Friday, March 02, 2007
It is said that all stories should have a beginning, a middle and an end. This can be traced back to Aristotle, who, in The Poetics, wrote, “A beginning is that which is not itself necessarily after anything else, and which has naturally something else after it; an end is that which is naturally after something itself, either as its necessary or usual consequent, and with nothing else after it; and a middle, that which is by nature after one thing and has also another after it.”
Here is last weekend in the form of what screenwriting gurus now refer to as The Three Act Structure:
ACT I – set-up
“These cupboards will look great. I wonder why I don’t do DIY more often.”
ACT II – conflict
“SHIT FUCK SHIT SHIT SHIT FUCK AAAAAGH!!!”
“Are you all right?”
“DON’T COME IN!!! Er, can you get me some plasters? And some Polyfilla? Lots of Polyfilla.”
ACT III – resolution
“These cupboards look great. I wonder why I don’t do DIY more often.”
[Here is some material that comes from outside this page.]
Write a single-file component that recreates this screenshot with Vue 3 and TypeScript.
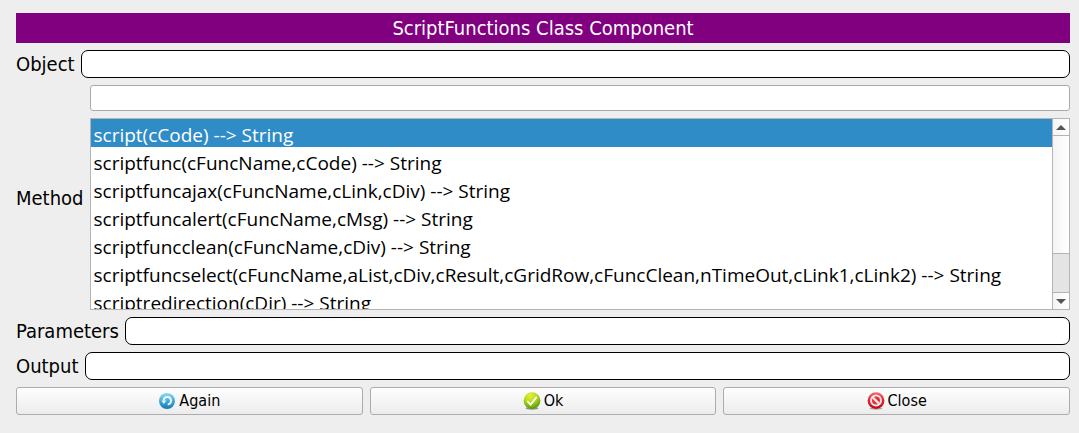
<script setup lang="ts">
import { computed, ref } from 'vue'

const methods: string[] = [
  'script(cCode) --> String',
  'scriptfunc(cFuncName,cCode) --> String',
  'scriptfuncajax(cFuncName,cLink,cDiv) --> String',
  'scriptfuncalert(cFuncName,cMsg) --> String',
  'scriptfuncclean(cFuncName,cDiv) --> String',
  'scriptfuncselect(cFuncName,aList,cDiv,cResult,cGridRow,cFuncClean,nTimeOut,cLink1,cLink2) --> String',
  'scriptredirection(cDir) --> String',
]

const objectName = ref('')
const search = ref('')
const parameters = ref('')
const output = ref('')
const selected = ref(0)
const list = ref<HTMLElement | null>(null)
const scrolled = ref(0)

const thumbOffset = computed(() => `${Math.round(scrolled.value * 38)}px`)

function scrollRows(rows: number) {
  list.value?.scrollBy({ top: rows * 28 })
}

function onScroll() {
  const el = list.value
  if (!el) return
  scrolled.value = el.scrollTop / Math.max(1, el.scrollHeight - el.clientHeight)
}

function reset() {
  objectName.value = search.value = parameters.value = output.value = ''
  selected.value = 0
}
</script>

<template>
  <main class="window">
    <h1 class="title">ScriptFunctions Class Component</h1>

    <div class="row">
      <label for="object">Object</label>
      <input id="object" v-model="objectName" class="field" type="text" />
    </div>

    <div class="row">
      <label for="search">Method</label>
      <div class="method">
        <input id="search" v-model="search" class="search" type="text" />
        <div class="listbox">
          <ul ref="list" class="items" role="listbox" aria-label="Method" tabindex="0" @scroll="onScroll">
            <li
              v-for="(method, i) in methods"
              :key="method"
              class="item"
              :class="{ selected: i === selected }"
              role="option"
              :aria-selected="i === selected"
              @click="selected = i"
            >{{ method }}</li>
          </ul>
          <div class="scrollbar">
            <button class="arrow up" type="button" aria-label="Scroll up" @click="scrollRows(-1)">
              <svg width="10" height="5" viewBox="0 0 10 5"><path d="M0 5 5 0l5 5z" fill="#555" /></svg>
            </button>
            <div class="track"><div class="thumb" :style="{ marginTop: thumbOffset }"></div></div>
            <button class="arrow down" type="button" aria-label="Scroll down" @click="scrollRows(1)">
              <svg width="10" height="5" viewBox="0 0 10 5"><path d="M0 0h10L5 5z" fill="#555" /></svg>
            </button>
          </div>
        </div>
      </div>
    </div>

    <div class="row">
      <label for="parameters">Parameters</label>
      <input id="parameters" v-model="parameters" class="field" type="text" />
    </div>

    <div class="row">
      <label for="output">Output</label>
      <input id="output" v-model="output" class="field" type="text" />
    </div>

    <div class="actions">
      <button class="action" type="button" @click="reset">
        <svg width="18" height="18" viewBox="0 0 18 18">
          <defs>
            <linearGradient id="blue" x1="0" y1="0" x2="0" y2="1">
              <stop offset="0" stop-color="#8ed8f0" />
              <stop offset=".5" stop-color="#45a9d8" />
              <stop offset="1" stop-color="#1478b8" />
            </linearGradient>
          </defs>
          <circle cx="9" cy="9" r="8" fill="url(#blue)" />
          <path d="M5.6 8.6A3.7 3.7 0 1 1 9.8 12.4" fill="none" stroke="#e8f6fc" stroke-width="2" />
          <path d="M3.4 8.4h5L5.8 12z" fill="#e8f6fc" />
        </svg>
        Again
      </button>
      <button class="action" type="button">
        <svg width="18" height="18" viewBox="0 0 18 18">
          <defs>
            <radialGradient id="green" cx=".4" cy=".2" r=".8">
              <stop offset="0" stop-color="#e6ee3c" />
              <stop offset=".5" stop-color="#b5d81c" />
              <stop offset="1" stop-color="#57980c" />
            </radialGradient>
          </defs>
          <ellipse cx="9" cy="16.3" rx="6.5" ry="1.4" fill="#8b9581" />
          <circle cx="9" cy="8.6" r="8.4" fill="url(#green)" />
          <path d="m4.2 9 3.4 3.6 6.2-7.8" fill="none" stroke="#fff" stroke-width="1.7" />
        </svg>
        Ok
      </button>
      <button class="action" type="button">
        <svg width="18" height="18" viewBox="0 0 18 18">
          <defs>
            <linearGradient id="red" x1="0" y1="0" x2="0" y2="1">
              <stop offset="0" stop-color="#f26a70" />
              <stop offset=".5" stop-color="#e2202c" />
              <stop offset="1" stop-color="#b80d18" />
            </linearGradient>
          </defs>
          <ellipse cx="9" cy="16.4" rx="6.5" ry="1.3" fill="#b3a5a5" />
          <circle cx="9" cy="8.6" r="8.4" fill="url(#red)" />
          <circle cx="9" cy="8.6" r="5" fill="#e2303a" stroke="#f6e4e5" stroke-width="2" />
          <path d="m5.5 5.1 7 7" stroke="#f6e4e5" stroke-width="2.2" />
        </svg>
        Close
      </button>
    </div>
  </main>
</template>

<style>
body {
  margin: 0;
  background: #eee;
}
</style>

<style scoped>
.window {
  display: flex;
  flex-direction: column;
  gap: 7px;
  padding: 13px 9px 18px 16px;
  color: #000;
  font: 20px/28px Tahoma, "DejaVu Sans Condensed", sans-serif;
}

.title {
  margin: 0;
  background: #800080;
  color: #fff;
  font-size: 20px;
  font-weight: 400;
  line-height: 30px;
  text-align: center;
}

.row {
  display: flex;
  align-items: center;
  gap: 6px;
}

.field,
.search {
  box-sizing: border-box;
  flex: 1;
  min-width: 0;
  height: 28px;
  padding: 0 6px;
  border: 1px solid #000;
  border-radius: 7px;
  background: #fff;
  font: inherit;
  outline: none;
}

.search {
  flex: none;
  width: 100%;
  height: 26px;
  border-color: #aaa;
  border-radius: 3px;
}

.method {
  display: flex;
  flex: 1;
  flex-direction: column;
  gap: 7px;
  min-width: 0;
}

.listbox {
  display: flex;
  height: 190px;
  border: 1px solid #b4b4b4;
  background: #fff;
}

.items {
  flex: 1;
  min-width: 0;
  margin: 0;
  padding: 0;
  overflow: auto;
  list-style: none;
  outline: none;
  scrollbar-width: none;
}

.item {
  height: 28px;
  padding: 0 3px;
  font: 19px/32px "Segoe UI", "Open Sans", sans-serif;
  white-space: nowrap;
  cursor: default;
}

.selected {
  background: #308cc6;
  color: #fff;
}

.scrollbar {
  display: flex;
  flex-direction: column;
  width: 16px;
  border-left: 1px solid #b4b4b4;
}

.arrow {
  display: flex;
  align-items: center;
  justify-content: center;
  box-sizing: border-box;
  height: 17px;
  padding: 0;
  border: 0;
  background: linear-gradient(90deg, #f4f4f4, #fff);
}

.up {
  border-bottom: 1px solid #b4b4b4;
}

.down {
  border-top: 1px solid #b4b4b4;
}

.track {
  flex: 1;
  overflow: hidden;
  background: #e4e4e4;
}

.thumb {
  height: 117px;
  border-bottom: 1px solid #b4b4b4;
  background: linear-gradient(90deg, #f4f4f4, #fff);
}

.actions {
  display: grid;
  grid-template-columns: repeat(3, 1fr);
  gap: 7px;
}

.action {
  display: flex;
  align-items: center;
  justify-content: center;
  gap: 3px;
  height: 28px;
  padding: 0;
  border: 1px solid #acacac;
  border-radius: 3px;
  background: linear-gradient(#fefefe, #ececec);
  color: #000;
  font: 16px/26px Tahoma, "DejaVu Sans Condensed", sans-serif;
}
</style>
DIY is the closest that men get to the experience of childbirth. To keep the human race/Homebase in existence, as soon as it’s over our brains release a chemical that instantly makes us forget how awful, painful and bloody the whole thing was and instead makes us lovingly coo over our babies/cupboards and immediately start planning to have another baby/knock through into the living room.
Of course, when Aristotle said that there is nothing after an end, Ancient Greece had yet to form the concept of the sequel. This weekend: Spur Socket – The Fusebox Strikes Back.